There is no indication that capitalist governments are prepared to seriously tax the rich. In Australia it is going in the opposite direction. The Coalition's finance minister Mathias Cormann told ABC Radio on January 21 from Davos that the federal government would not rule out an increase in the GST — a tax that disproportionately penalises the poor — and wanted to “make it easier for investment opportunities”. Further cutting taxes on the rich and attacking wages and penalty rates are also on its agenda.

A just and equitable economic system — a post-capitalist one — will only come about through a struggle by the majority to wrest power from the richest 1%.

The Socialist Alliance's view is that humanity has reached a critical crossroad because capitalism cannot advance society as a whole. Indeed, capitalism has put humanity's very survival at risk.

“Already, large sections of the world live in poverty, repression and endless war, but in addition the insatiable drive for profits by a highly monopolised and globalised capitalism is leading to irreversible and catastrophic climate change,” it states in its latest edition of Towards A Socialist Australia.

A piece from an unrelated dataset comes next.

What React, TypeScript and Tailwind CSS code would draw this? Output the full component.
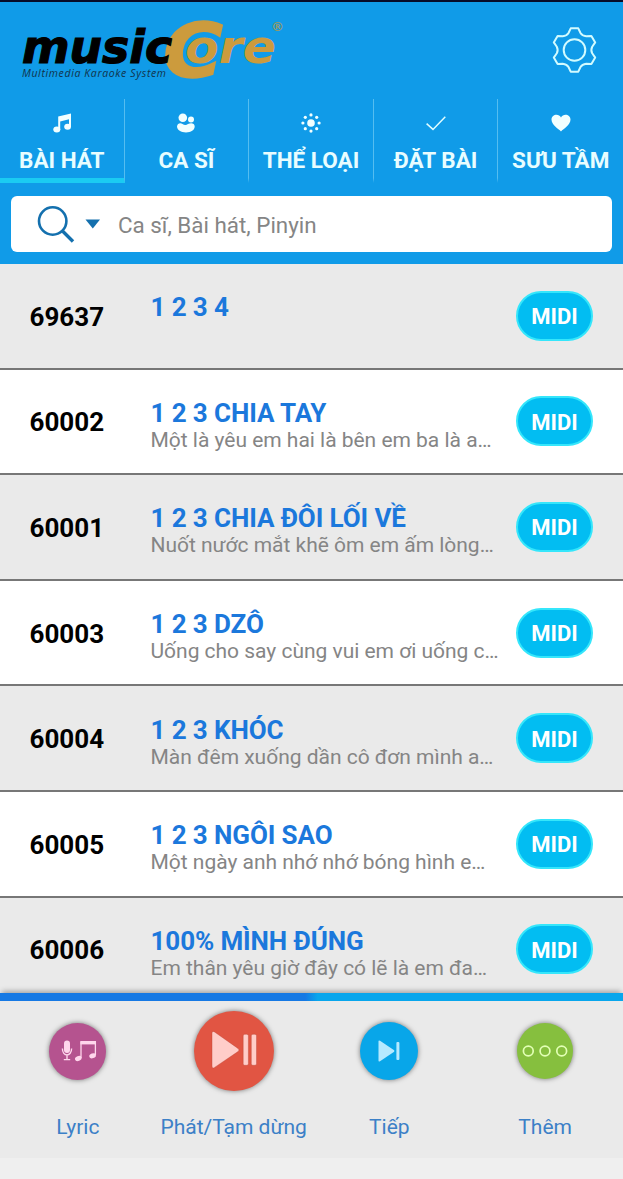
import { useState } from "react";
import type { ReactNode } from "react";

interface Song {
    code: string;
    title: string;
    lyric?: string;
}

interface Tab {
    label: string;
    icon: ReactNode;
}

interface Control {
    label: string;
    icon: ReactNode;
}

const songs: Song[] = [
    { code: "69637", title: "1 2 3 4" },
    { code: "60002", title: "1 2 3 CHIA TAY", lyric: "Một là yêu em hai là bên em ba là a…" },
    { code: "60001", title: "1 2 3 CHIA ĐÔI LỐI VỀ", lyric: "Nuốt nước mắt khẽ ôm em ấm lòng…" },
    { code: "60003", title: "1 2 3 DZÔ", lyric: "Uống cho say cùng vui em ơi uống c…" },
    { code: "60004", title: "1 2 3 KHÓC", lyric: "Màn đêm xuống dần cô đơn mình a…" },
    { code: "60005", title: "1 2 3 NGÔI SAO", lyric: "Một ngày anh nhớ nhớ bóng hình e…" },
    { code: "60006", title: "100% MÌNH ĐÚNG", lyric: "Em thân yêu giờ đây có lẽ là em đa…" },
];

const tabs: Tab[] = [
    {
        label: "BÀI HÁT",
        icon: (
            <svg width="20" height="20" viewBox="0 0 20 20" fill="#f2ffff">
                <path d="M6.2 3.4 19 0.4V14H17V6.2L8.2 8.4V17H6.2Z" />
                <ellipse cx="4.8" cy="16.6" rx="3.5" ry="3" />
                <ellipse cx="15.6" cy="13.8" rx="3.4" ry="3" />
            </svg>
        ),
    },
    {
        label: "CA SĨ",
        icon: (
            <svg width="20" height="20" viewBox="0 0 20 20" fill="#f2ffff">
                <circle cx="6.8" cy="4.7" r="4.3" />
                <circle cx="15" cy="6.4" r="3" />
                <path d="M1 13.5C1.5 10 4.5 9.6 6.5 11Q9.4 13 12 11C15 9.4 18.6 10 18.7 13.5C18.6 17 15 19.4 10 19.4S1.2 17 1 13.5Z" />
            </svg>
        ),
    },
    {
        label: "THỂ LOẠI",
        icon: (
            <svg width="20" height="20" viewBox="0 0 20 20" fill="#f2ffff">
                <circle cx="10" cy="10" r="3.8" />
                <circle cx="10" cy="1.9" r="1.6" />
                <circle cx="10" cy="18.1" r="1.6" />
                <circle cx="1.9" cy="10" r="1.6" />
                <circle cx="18.1" cy="10" r="1.6" />
                <circle cx="4.3" cy="4.3" r="1.6" />
                <circle cx="15.7" cy="4.3" r="1.6" />
                <circle cx="4.3" cy="15.7" r="1.6" />
                <circle cx="15.7" cy="15.7" r="1.6" />
            </svg>
        ),
    },
    {
        label: "ĐẶT BÀI",
        icon: (
            <svg width="20" height="20" viewBox="0 0 20 20" fill="none" stroke="#e0fdff" strokeWidth="1.5">
                <path d="M0.6 10.6 7 16.4 19.3 3.8" />
            </svg>
        ),
    },
    {
        label: "SƯU TẦM",
        icon: (
            <svg width="20" height="20" viewBox="0 0 20 20" fill="#f2ffff">
                <path d="M10 18.4C7.4 16 0.5 12 0.5 6.6C0.5 1.2 7.8 0.2 10 4.4C12.2 0.2 19.5 1.2 19.5 6.6C19.5 12 12.6 16 10 18.4Z" />
            </svg>
        ),
    },
];

const controls: Control[] = [
    {
        label: "Lyric",
        icon: (
            <div className="flex size-[57px] items-center justify-center rounded-full bg-[#b5538f] pl-0.5 shadow-[0_0_5px_rgba(0,0,0,0.5)]">
                <svg width="36" height="24" viewBox="0 0 36 24" fill="#ffd6ec">
                    <rect x="3" y="1.5" width="6" height="12.5" rx="3" />
                    <path d="M1.4 9.5C1.4 18 10.6 18 10.6 9.5M6 16V20.4M2.8 20.6H9.2" fill="none" stroke="#ffd6ec" strokeWidth="1.4" />
                    <path d="M20 19V3.2H34.4V16" fill="none" stroke="#ffd6ec" strokeWidth="1.3" />
                    <rect x="19.4" y="2" width="15.6" height="3.4" />
                    <ellipse cx="17.3" cy="19.5" rx="3.4" ry="2.4" transform="rotate(-20 17.3 19.5)" />
                    <ellipse cx="31.6" cy="16.8" rx="3.4" ry="2.4" transform="rotate(-20 31.6 16.8)" />
                </svg>
            </div>
        ),
    },
    {
        label: "Phát/Tạm dừng",
        icon: (
            <div className="mb-px flex size-[80px] items-center justify-center rounded-full bg-[#e15543] shadow-[0_0_5px_rgba(0,0,0,0.5)]">
                <svg width="46" height="38" viewBox="0 0 46 38" className="mb-0.5" fill="#ffcdc9" stroke="#b94436" strokeWidth="0.4">
                    <path d="M1 2.4Q1 -0.6 3.6 1L27 17.4Q29 19 27 20.6L3.6 36.4Q1 38 1 35Z" />
                    <rect x="32.2" y="3.3" width="5.2" height="31" rx="1.5" />
                    <rect x="40.3" y="3.3" width="5.2" height="31" rx="1.5" />
                </svg>
            </div>
        ),
    },
    {
        label: "Tiếp",
        icon: (
            <div className="flex size-[58px] items-center justify-center rounded-full bg-[#08a6e9] shadow-[0_0_5px_rgba(0,0,0,0.5)]">
                <svg width="22" height="22" viewBox="0 0 22 22" fill="#b5e9ff">
                    <path d="M0.5 1.4Q0.5 -0.2 2 0.7L15.8 10Q17 11 15.8 12L2 21.3Q0.5 22.2 0.5 20.6Z" />
                    <rect x="18.4" y="2" width="3" height="18" rx="1" />
                </svg>
            </div>
        ),
    },
    {
        label: "Thêm",
        icon: (
            <div className="flex size-[56px] items-center justify-center rounded-full bg-[#86bf3e] shadow-[0_0_5px_rgba(0,0,0,0.5)]">
                <svg width="46" height="14" viewBox="0 0 46 14" fill="none" stroke="#e2ffb5" strokeWidth="1.7">
                    <circle cx="6.3" cy="7" r="4.9" />
                    <circle cx="23" cy="7" r="4.9" />
                    <circle cx="39.7" cy="7" r="4.9" />
                </svg>
            </div>
        ),
    },
];

function Logo() {
    return (
        <svg width="270" height="64" viewBox="18 18 270 64" className="overflow-visible font-['DejaVu_Sans',sans-serif] font-bold italic">
            <text x="163" y="77" fontSize="75" fill="#cc9b3d" stroke="#cc9b3d" strokeWidth="1.5" textLength="60" lengthAdjust="spacingAndGlyphs">C</text>
            <text x="185" y="62.5" fontSize="47" fill="#cc9b3d" stroke="#109be8" strokeWidth="4" paintOrder="stroke" textLength="91" lengthAdjust="spacingAndGlyphs">ore</text>
            <text x="22" y="62.5" fontSize="47" fill="#000000" stroke="#000000" strokeWidth="1.2" textLength="150" lengthAdjust="spacingAndGlyphs">music</text>
            <text x="271" y="31" fontSize="13" fill="#91996b" className="not-italic">®</text>
            <text x="22" y="77" fontSize="10.5" fill="#10334b" textLength="144" className="font-['Open_Sans',sans-serif] font-medium">Multimedia Karaoke System</text>
        </svg>
    );
}

function SongRow({ song }: { song: Song }) {
    return (
        <li className="flex h-[105.6px] shrink-0 items-center border-b-2 border-[#777777] odd:bg-[#eaeaea] even:bg-white">
            <span className="w-[150.5px] pt-[3px] pl-[29.5px] text-[26px] font-bold text-black">{song.code}</span>
            <div className="h-[47px] w-[365.5px] whitespace-nowrap">
                <h2 className="text-[26px] leading-[30px] font-bold tracking-[-0.1px] text-[#1b78dc]">{song.title}</h2>
                <p className="text-[21px] leading-6 tracking-[-0.02px] text-[#858585]">{song.lyric}</p>
            </div>
            <span className="flex h-[50px] w-[77px] items-center justify-center rounded-full border-2 border-[#35e6fb] bg-[#02bdf2] pt-0.5 text-[22px] font-bold text-white">
                MIDI
            </span>
        </li>
    );
}

export default function App() {
    const [activeTab, setActiveTab] = useState(0);

    return (
        <div className="flex h-[1179px] w-[623px] flex-col overflow-hidden bg-[#efefef] font-['Roboto','Noto_Sans',sans-serif]">
            <header className="h-[264px] shrink-0 border-t-2 border-[#060b28] bg-[#109be8]">
                <div className="flex h-[97px] items-start justify-between pt-4 pr-[25px] pl-[18px]">
                    <Logo />
                    <button aria-label="Settings" className="mt-2">
                        <svg width="48" height="48" viewBox="-24.5 -24 48 48" fill="none" stroke="#d2fbff" strokeWidth="2" strokeLinejoin="round">
                            <path d="M-3.8 -21.7H3.8L6 -17Q7.7 -14.2 11.7 -13.7L16.9 -14.1L20.7 -7.6L17.7 -3.3Q16 0 17.7 3.3L20.7 7.6L16.9 14.1L11.7 13.7Q7.7 14.2 6 17L3.8 21.7H-3.8L-6 17Q-7.7 14.2 -11.7 13.7L-16.9 14.1L-20.7 7.6L-17.7 3.3Q-16 0 -17.7 -3.3L-20.7 -7.6L-16.9 -14.1L-11.7 -13.7Q-7.7 -14.2 -6 -17Z" />
                            <circle r="10.8" />
                        </svg>
                    </button>
                </div>

                <nav className="grid h-[84px] grid-cols-5">
                    {tabs.map((tab, i) => (
                        <button
                            key={tab.label}
                            onClick={() => setActiveTab(i)}
                            className={`flex flex-col items-center border-r border-[#55bdf0] border-b-[5px] pt-[14px] whitespace-nowrap last:border-r-0 ${
                                activeTab === i ? "border-b-[#1bcbf2]" : "border-b-transparent"
                            }`}
                        >
                            {tab.icon}
                            <span className="mt-[13px] text-[22.5px] leading-[28px] font-bold text-[#e8fdff]">{tab.label}</span>
                        </button>
                    ))}
                </nav>

                <div className="mx-[11px] mt-[13px] flex h-14 items-center rounded-md bg-white pl-[26px]">
                    <svg width="64" height="40" viewBox="0 0 64 40" fill="none" stroke="#1470ae" strokeWidth="2.6">
                        <circle cx="15.7" cy="17" r="13.7" />
                        <path d="M25.5 27 36 37.5" strokeWidth="3.4" />
                        <path d="M48.5 15.5H63L55.8 24.5Z" fill="#1470ae" stroke="none" />
                    </svg>
                    <input
                        className="ml-[17px] w-96 pt-[3px] text-[22.4px] text-[#858585] outline-none placeholder:text-[#858585]"
                        placeholder="Ca sĩ, Bài hát, Pinyin"
                    />
                </div>
            </header>

            <ul className="flex h-[729px] shrink-0 flex-col overflow-hidden">
                {songs.map((song) => (
                    <SongRow key={song.code} song={song} />
                ))}
            </ul>

            <footer className="relative h-[165px] shrink-0 bg-[#eaeaea] shadow-[0_-4px_5px_-2px_rgba(0,0,0,0.3)]">
                <div className="h-2 bg-linear-to-r from-[#1679e4] from-49% to-[#08a6ec] to-51%" />
                <div className="grid grid-cols-4">
                    {controls.map((control) => (
                        <button key={control.label} className="flex flex-col items-center whitespace-nowrap">
                            <span className="flex h-[100px] items-center justify-center">{control.icon}</span>
                            <span className="mt-3 text-[21px] leading-7 text-[#3c80c7]">{control.label}</span>
                        </button>
                    ))}
                </div>
            </footer>
        </div>
    );
}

The threat to our common future arises from “the unprecedented drive for profit at all costs by a tiny rich elite and the giant corporations that now own or control most of the world's wealth”.

Ultimately, if humanity is to survive, it must liberate itself from capitalism. The only way of doing that is to take ownership and control of society's productive resources and wealth from the 1% and replace this rotten system with the democratic self-management of ordinary people who make the wealth in the first place.

Time is running out for huge numbers of people who will not survive the social, economic and climate crises. Those of us who can, must act. The Oxfam report gives us ammunition for that struggle.